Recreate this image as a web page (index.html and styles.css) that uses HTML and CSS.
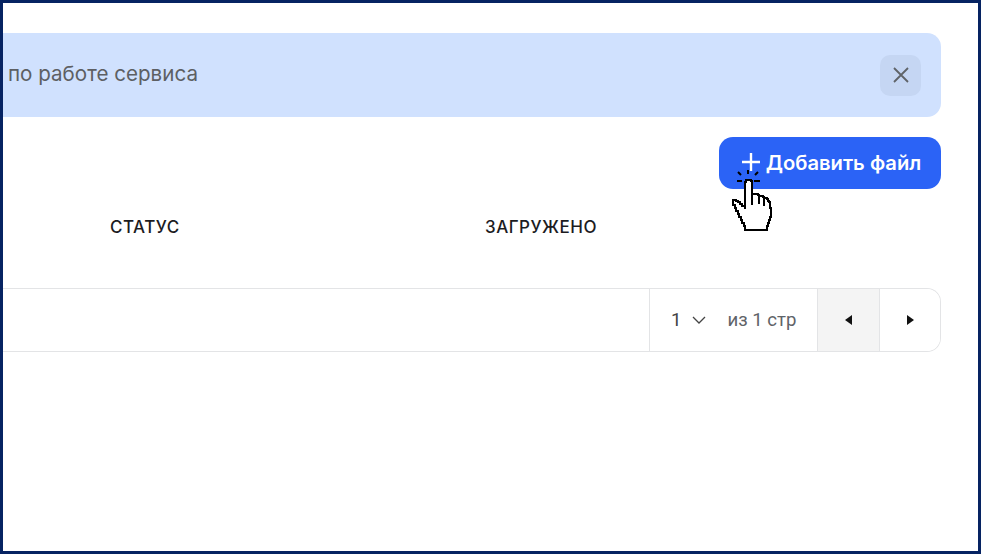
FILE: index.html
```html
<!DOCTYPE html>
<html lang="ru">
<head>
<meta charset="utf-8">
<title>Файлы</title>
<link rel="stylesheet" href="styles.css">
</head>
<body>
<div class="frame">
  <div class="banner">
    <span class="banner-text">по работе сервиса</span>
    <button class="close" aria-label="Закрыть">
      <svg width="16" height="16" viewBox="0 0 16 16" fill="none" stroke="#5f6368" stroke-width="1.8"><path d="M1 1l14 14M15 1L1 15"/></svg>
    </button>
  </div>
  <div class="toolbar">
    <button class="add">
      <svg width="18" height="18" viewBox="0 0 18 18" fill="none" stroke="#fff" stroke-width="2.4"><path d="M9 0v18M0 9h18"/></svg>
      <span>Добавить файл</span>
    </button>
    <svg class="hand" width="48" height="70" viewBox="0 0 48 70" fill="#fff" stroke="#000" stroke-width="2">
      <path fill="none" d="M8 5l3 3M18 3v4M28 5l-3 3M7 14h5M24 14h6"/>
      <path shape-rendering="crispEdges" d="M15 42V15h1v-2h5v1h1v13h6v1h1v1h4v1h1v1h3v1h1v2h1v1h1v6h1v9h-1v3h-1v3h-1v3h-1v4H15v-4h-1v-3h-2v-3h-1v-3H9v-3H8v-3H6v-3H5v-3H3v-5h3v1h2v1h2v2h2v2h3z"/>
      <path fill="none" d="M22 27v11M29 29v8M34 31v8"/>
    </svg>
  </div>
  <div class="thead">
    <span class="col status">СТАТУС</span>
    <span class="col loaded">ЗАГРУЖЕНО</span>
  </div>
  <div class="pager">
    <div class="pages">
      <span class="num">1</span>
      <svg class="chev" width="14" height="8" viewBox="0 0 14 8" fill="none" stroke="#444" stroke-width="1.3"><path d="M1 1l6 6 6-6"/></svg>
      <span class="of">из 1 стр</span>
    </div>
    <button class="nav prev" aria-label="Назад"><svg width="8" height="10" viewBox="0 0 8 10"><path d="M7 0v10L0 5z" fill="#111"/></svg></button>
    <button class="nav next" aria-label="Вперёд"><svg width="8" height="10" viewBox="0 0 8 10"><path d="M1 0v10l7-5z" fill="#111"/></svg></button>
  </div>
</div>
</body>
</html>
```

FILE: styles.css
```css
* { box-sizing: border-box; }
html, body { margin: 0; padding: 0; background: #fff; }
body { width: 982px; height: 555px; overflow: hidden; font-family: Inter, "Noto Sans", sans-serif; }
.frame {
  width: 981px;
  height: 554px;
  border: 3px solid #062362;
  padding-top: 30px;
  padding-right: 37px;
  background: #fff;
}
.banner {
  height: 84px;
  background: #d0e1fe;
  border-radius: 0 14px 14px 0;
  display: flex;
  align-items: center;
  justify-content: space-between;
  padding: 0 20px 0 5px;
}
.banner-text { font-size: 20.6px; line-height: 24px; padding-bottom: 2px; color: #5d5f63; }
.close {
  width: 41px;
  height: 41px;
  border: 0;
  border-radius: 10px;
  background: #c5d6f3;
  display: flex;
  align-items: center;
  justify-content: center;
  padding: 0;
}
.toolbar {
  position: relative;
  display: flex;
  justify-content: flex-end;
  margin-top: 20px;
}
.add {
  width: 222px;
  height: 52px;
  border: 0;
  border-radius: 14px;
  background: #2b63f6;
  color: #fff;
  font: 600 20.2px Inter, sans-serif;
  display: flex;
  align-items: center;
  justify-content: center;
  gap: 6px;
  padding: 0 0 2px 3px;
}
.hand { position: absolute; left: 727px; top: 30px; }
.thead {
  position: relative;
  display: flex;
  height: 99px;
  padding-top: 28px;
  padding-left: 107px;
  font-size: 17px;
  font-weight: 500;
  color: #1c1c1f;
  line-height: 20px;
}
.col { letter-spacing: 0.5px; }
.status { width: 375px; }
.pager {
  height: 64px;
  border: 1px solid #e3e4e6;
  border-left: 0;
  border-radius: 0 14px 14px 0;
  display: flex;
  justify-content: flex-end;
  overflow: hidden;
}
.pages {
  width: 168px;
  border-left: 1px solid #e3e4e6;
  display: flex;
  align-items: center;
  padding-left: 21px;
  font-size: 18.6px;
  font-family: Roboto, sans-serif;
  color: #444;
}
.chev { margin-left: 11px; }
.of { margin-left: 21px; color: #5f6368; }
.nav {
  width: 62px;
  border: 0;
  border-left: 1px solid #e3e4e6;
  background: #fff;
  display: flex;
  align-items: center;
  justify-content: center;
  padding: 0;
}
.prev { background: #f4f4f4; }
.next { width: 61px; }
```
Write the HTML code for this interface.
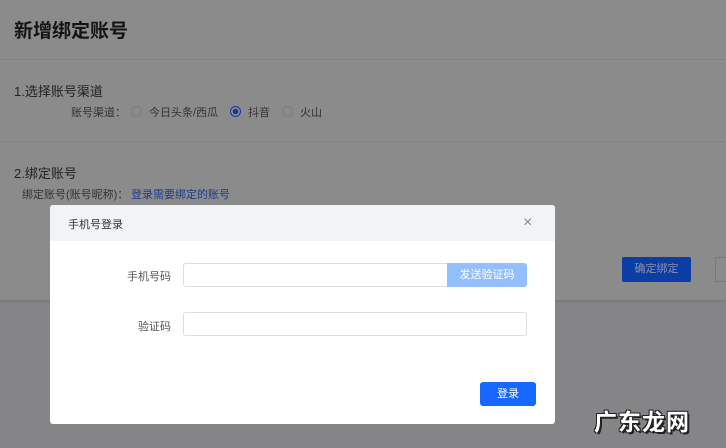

______________________________

*The exercise*.
Word for word, quote the lines above. Omit the pictures.

*Final result*.
Recreate this image as a web page (index.html and styles.css) that uses HTML and CSS.
FILE: index.html
```html
<!DOCTYPE html>
<html lang="ru">
<head>
<meta charset="utf-8">
<title>Файлы</title>
<link rel="stylesheet" href="styles.css">
</head>
<body>
<div class="frame">
  <div class="banner">
    <span class="banner-text">по работе сервиса</span>
    <button class="close" aria-label="Закрыть">
      <svg width="16" height="16" viewBox="0 0 16 16" fill="none" stroke="#5f6368" stroke-width="1.8"><path d="M1 1l14 14M15 1L1 15"/></svg>
    </button>
  </div>
  <div class="toolbar">
    <button class="add">
      <svg width="18" height="18" viewBox="0 0 18 18" fill="none" stroke="#fff" stroke-width="2.4"><path d="M9 0v18M0 9h18"/></svg>
      <span>Добавить файл</span>
    </button>
    <svg class="hand" width="48" height="70" viewBox="0 0 48 70" fill="#fff" stroke="#000" stroke-width="2">
      <path fill="none" d="M8 5l3 3M18 3v4M28 5l-3 3M7 14h5M24 14h6"/>
      <path shape-rendering="crispEdges" d="M15 42V15h1v-2h5v1h1v13h6v1h1v1h4v1h1v1h3v1h1v2h1v1h1v6h1v9h-1v3h-1v3h-1v3h-1v4H15v-4h-1v-3h-2v-3h-1v-3H9v-3H8v-3H6v-3H5v-3H3v-5h3v1h2v1h2v2h2v2h3z"/>
      <path fill="none" d="M22 27v11M29 29v8M34 31v8"/>
    </svg>
  </div>
  <div class="thead">
    <span class="col status">СТАТУС</span>
    <span class="col loaded">ЗАГРУЖЕНО</span>
  </div>
  <div class="pager">
    <div class="pages">
      <span class="num">1</span>
      <svg class="chev" width="14" height="8" viewBox="0 0 14 8" fill="none" stroke="#444" stroke-width="1.3"><path d="M1 1l6 6 6-6"/></svg>
      <span class="of">из 1 стр</span>
    </div>
    <button class="nav prev" aria-label="Назад"><svg width="8" height="10" viewBox="0 0 8 10"><path d="M7 0v10L0 5z" fill="#111"/></svg></button>
    <button class="nav next" aria-label="Вперёд"><svg width="8" height="10" viewBox="0 0 8 10"><path d="M1 0v10l7-5z" fill="#111"/></svg></button>
  </div>
</div>
</body>
</html>
```

FILE: styles.css
```css
* { box-sizing: border-box; }
html, body { margin: 0; padding: 0; background: #fff; }
body { width: 982px; height: 555px; overflow: hidden; font-family: Inter, "Noto Sans", sans-serif; }
.frame {
  width: 981px;
  height: 554px;
  border: 3px solid #062362;
  padding-top: 30px;
  padding-right: 37px;
  background: #fff;
}
.banner {
  height: 84px;
  background: #d0e1fe;
  border-radius: 0 14px 14px 0;
  display: flex;
  align-items: center;
  justify-content: space-between;
  padding: 0 20px 0 5px;
}
.banner-text { font-size: 20.6px; line-height: 24px; padding-bottom: 2px; color: #5d5f63; }
.close {
  width: 41px;
  height: 41px;
  border: 0;
  border-radius: 10px;
  background: #c5d6f3;
  display: flex;
  align-items: center;
  justify-content: center;
  padding: 0;
}
.toolbar {
  position: relative;
  display: flex;
  justify-content: flex-end;
  margin-top: 20px;
}
.add {
  width: 222px;
  height: 52px;
  border: 0;
  border-radius: 14px;
  background: #2b63f6;
  color: #fff;
  font: 600 20.2px Inter, sans-serif;
  display: flex;
  align-items: center;
  justify-content: center;
  gap: 6px;
  padding: 0 0 2px 3px;
}
.hand { position: absolute; left: 727px; top: 30px; }
.thead {
  position: relative;
  display: flex;
  height: 99px;
  padding-top: 28px;
  padding-left: 107px;
  font-size: 17px;
  font-weight: 500;
  color: #1c1c1f;
  line-height: 20px;
}
.col { letter-spacing: 0.5px; }
.status { width: 375px; }
.pager {
  height: 64px;
  border: 1px solid #e3e4e6;
  border-left: 0;
  border-radius: 0 14px 14px 0;
  display: flex;
  justify-content: flex-end;
  overflow: hidden;
}
.pages {
  width: 168px;
  border-left: 1px solid #e3e4e6;
  display: flex;
  align-items: center;
  padding-left: 21px;
  font-size: 18.6px;
  font-family: Roboto, sans-serif;
  color: #444;
}
.chev { margin-left: 11px; }
.of { margin-left: 21px; color: #5f6368; }
.nav {
  width: 62px;
  border: 0;
  border-left: 1px solid #e3e4e6;
  background: #fff;
  display: flex;
  align-items: center;
  justify-content: center;
  padding: 0;
}
.prev { background: #f4f4f4; }
.next { width: 61px; }
```
Write the HTML code for this interface.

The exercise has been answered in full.